Herkes olmak isterse iş yapacak kimseyi bulamayız. Kimse zengin, meşhur, makam, etiket, güç sahibi olmak istemesin mi?
İstesin elbet.
Ama ortalık makam-mevki için birbirini ezmekten geri durmayan eser, hizmet, kabiliyet, tecrübe yoksunlarından geçilmez ise halimiz nice olur?
Yerel seçim sürecinde sormamız gereken soru budur.
Muhalefetin İstanbul, Ankara ve İzmir’de öne sürmeye hazırlandığı isimlere bakıyorum. Acaba bu isimler arasında kim aynanın karşısına geçip kendisine “neyi ne kadar yaptım ve neyi ne kadar yapabilirim” diye sorma ihtiyacı hissediyor? Ben bir tane örnek görmedim. Zira “işte yaptıklarım ve yapacaklarım” özgüveniyle meydana çıkan olsa görürdük elbet.
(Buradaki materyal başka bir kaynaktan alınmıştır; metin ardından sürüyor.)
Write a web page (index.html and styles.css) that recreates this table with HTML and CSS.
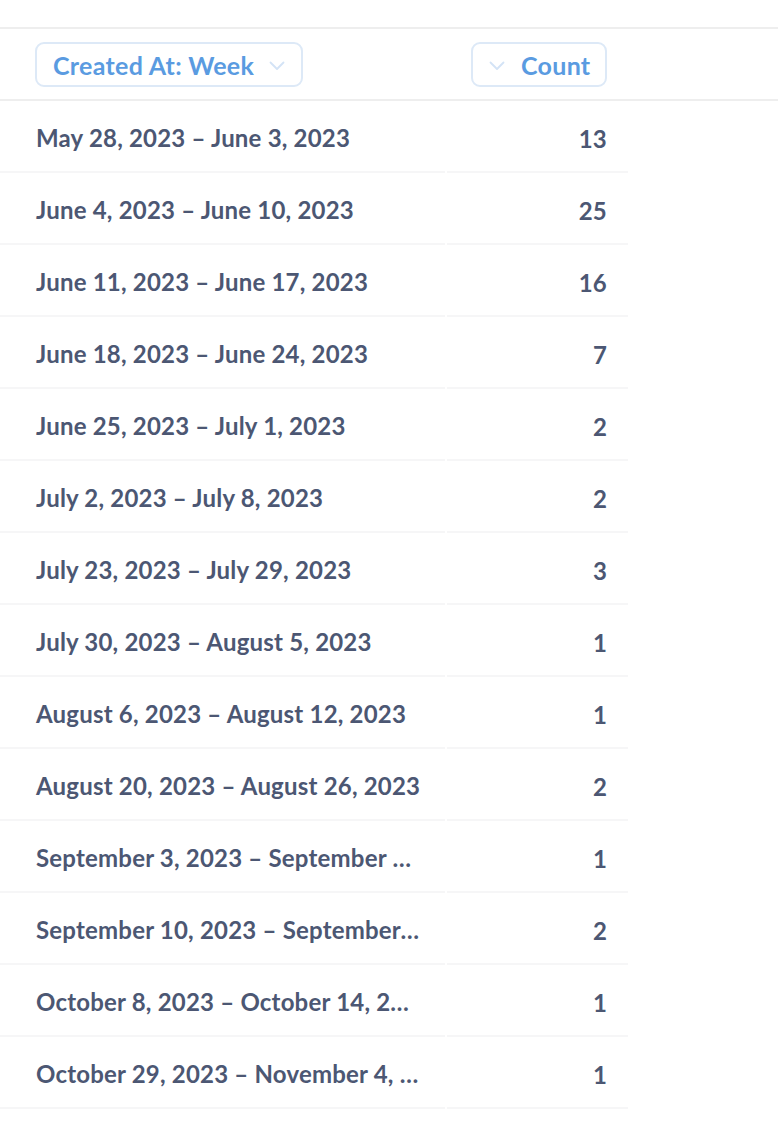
FILE: index.html
```html
<!DOCTYPE html>
<html>
<head>
<meta charset="utf-8">
<link rel="stylesheet" href="styles.css">
</head>
<body>
<div class="page">
  <div class="header">
    <div class="hcell hcell-dim">
      <div class="pill">
        <span class="pill-label">Created At: Week</span>
        <svg class="chev" width="16" height="10" viewBox="0 0 16 10"><path d="M1.5 1.5L8 8l6.5-6.5" fill="none" stroke="currentColor" stroke-width="1.8" stroke-linecap="round" stroke-linejoin="round"/></svg>
      </div>
    </div>
    <div class="hcell hcell-metric">
      <div class="pill pill-right">
        <svg class="chev" width="16" height="10" viewBox="0 0 16 10"><path d="M1.5 1.5L8 8l6.5-6.5" fill="none" stroke="currentColor" stroke-width="1.8" stroke-linecap="round" stroke-linejoin="round"/></svg>
        <span class="pill-label">Count</span>
      </div>
    </div>
  </div>
  <div class="rows">
    <div class="row"><div class="cell dim">May 28, 2023 – June 3, 2023</div><div class="cell num">13</div></div>
    <div class="row"><div class="cell dim">June 4, 2023 – June 10, 2023</div><div class="cell num">25</div></div>
    <div class="row"><div class="cell dim">June 11, 2023 – June 17, 2023</div><div class="cell num">16</div></div>
    <div class="row"><div class="cell dim">June 18, 2023 – June 24, 2023</div><div class="cell num">7</div></div>
    <div class="row"><div class="cell dim">June 25, 2023 – July 1, 2023</div><div class="cell num">2</div></div>
    <div class="row"><div class="cell dim">July 2, 2023 – July 8, 2023</div><div class="cell num">2</div></div>
    <div class="row"><div class="cell dim">July 23, 2023 – July 29, 2023</div><div class="cell num">3</div></div>
    <div class="row"><div class="cell dim">July 30, 2023 – August 5, 2023</div><div class="cell num">1</div></div>
    <div class="row"><div class="cell dim">August 6, 2023 – August 12, 2023</div><div class="cell num">1</div></div>
    <div class="row"><div class="cell dim">August 20, 2023 – August 26, 2023</div><div class="cell num">2</div></div>
    <div class="row"><div class="cell dim">September 3, 2023 – September 9, 2023</div><div class="cell num">1</div></div>
    <div class="row"><div class="cell dim">September 10, 2023 – September 16, 2023</div><div class="cell num">2</div></div>
    <div class="row"><div class="cell dim">October 8, 2023 – October 14, 2023</div><div class="cell num">1</div></div>
    <div class="row"><div class="cell dim">October 29, 2023 – November 4, 2023</div><div class="cell num">1</div></div>
  </div>
</div>
</body>
</html>
```

FILE: styles.css
```css
html, body {
  margin: 0;
  padding: 0;
  background: #ffffff;
}
body {
  font-family: "Lato", "Noto Sans", sans-serif;
  font-weight: 700;
  color: #4c5773;
}
.page {
  padding-top: 27px;
}
.header {
  display: grid;
  grid-template-columns: 445px 162px;
  border-top: 2px solid #eeeeee;
  border-bottom: 2px solid #eeeeee;
  height: 70px;
  align-items: center;
}
.hcell-dim {
  padding-left: 35px;
}
.hcell-metric {
  display: flex;
  justify-content: flex-end;
}
.pill {
  display: inline-flex;
  align-items: center;
  box-sizing: border-box;
  height: 45px;
  border: 2px solid #dde9f7;
  border-radius: 9px;
  color: #5a9be1;
  font-size: 25px;
  letter-spacing: 0.3px;
  padding: 0 16px;
}
.pill-label {
  margin-top: 2px;
}
.hcell-dim .pill {
  width: 268px;
  justify-content: space-between;
}
.pill-right {
  width: 136px;
  gap: 16px;
}
.chev {
  color: #d3e3f6;
  flex: none;
  margin-top: 3px;
}
.rows {
  display: flex;
  flex-direction: column;
}
.row {
  display: grid;
  grid-template-columns: 445px 181px;
  column-gap: 2px;
  height: 72px;
}
.cell {
  display: flex;
  align-items: center;
  border-bottom: 2px solid #f6f6f7;
  font-size: 24px;
  letter-spacing: 0.2px;
  box-sizing: border-box;
  padding-top: 4px;
}
.cell.dim {
  padding-left: 36px;
  padding-right: 24.5px;
  overflow: hidden;
  white-space: nowrap;
  display: block;
  line-height: 74px;
  text-overflow: ellipsis;
  padding-top: 0;
}
.cell.num {
  justify-content: flex-end;
  padding-right: 21px;
}
```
Ak Parti iktidarlarına kadar herkes olma peşinde koştu, kimse yapma derdine düşmedi ve iş ortada kaldı. Sn. Erdoğan’ın liderliği ile Türkiye hizmet-eser odaklı siyaset anlayışı ile tanıştı. Yokuşları söke söke, çürükleri döke döke, bilekleri büke büke bugünlere geldik.
Bugün “yapamayız” diyebileceğimiz hiçbir şey yok. Bu “özgüven” altyapısı yapa-bilenlerin eseridir. Şimdi Türkiye bu altyapının üzerine geleceğini inşa edecek.
Kötümser durağanlığı ile muhalefet “yapamayız-edemeyiz” çukurunda debelenip dursun. Büyük hedeflere kaliteli, yetişmiş, donanımlı gençler sayesinde ulaşacağız.
Dertsiz, çilesiz, gayesiz, emeksiz yükselme arzusu ile değil “çalışan ve yarışan kazanır” fikri ile kazanacağız.
Her şeyden ama her şeyden önce Dünya ile rekabete hazır bir nesil yetişmeli.
Türkiye bu gerçeğin farkında.
Bakın, Sanayi ve Teknoloji Bakanı Sn. Mustafa Varank, sanayide ihtiyaç duyulan doktora derecesine sahip nitelikli insan kaynağının yetiştirilmesine yönelik “Sanayi Doktora Programı”nın sonuçlarını açıkladı.
Başvurular beklenenin üzerinde gerçekleşti. Program 33 farklı üniversitenin 77 sanayi kuruluşu ile yapacağı işbirliği sayesinde 517 doktora öğrencisinin yetiştirilmesini öngörüyor. Öğrencilere aylık 4 bin 500 lira burs verilecek ve program sonrasında 3 yıl istihdam desteği sağlanacak.
Sadece bu değil.
Ayrıca 15 Aralık’ta hayata geçirilmesi hedeflenen “Uluslararası lider araştırmacılar programı” ile bilim insanlarımızın yurda dönüşü için seferberlik başlatılıyor. Stratejik projelere katkı sağlamak üzere üst düzey araştırmacıların Türkiye’ye gelmesini hedefleyen müthiş bir proje. Beyin göçü için tüm imkanlar seferber ediliyor.
İş budur.
Bu adımlar esas meselenin insana yatırım olduğunu hissettiriyor. Türkiye’de devrim niteliğinde alt yapı yatırımları gerçekleşti. Bu sayede “geri kalmışlık psikolojisi” tarih oldu. Yani artık zemin hazır. Şimdi insan odaklı politikalarla “tam yol ileri” deme vakti.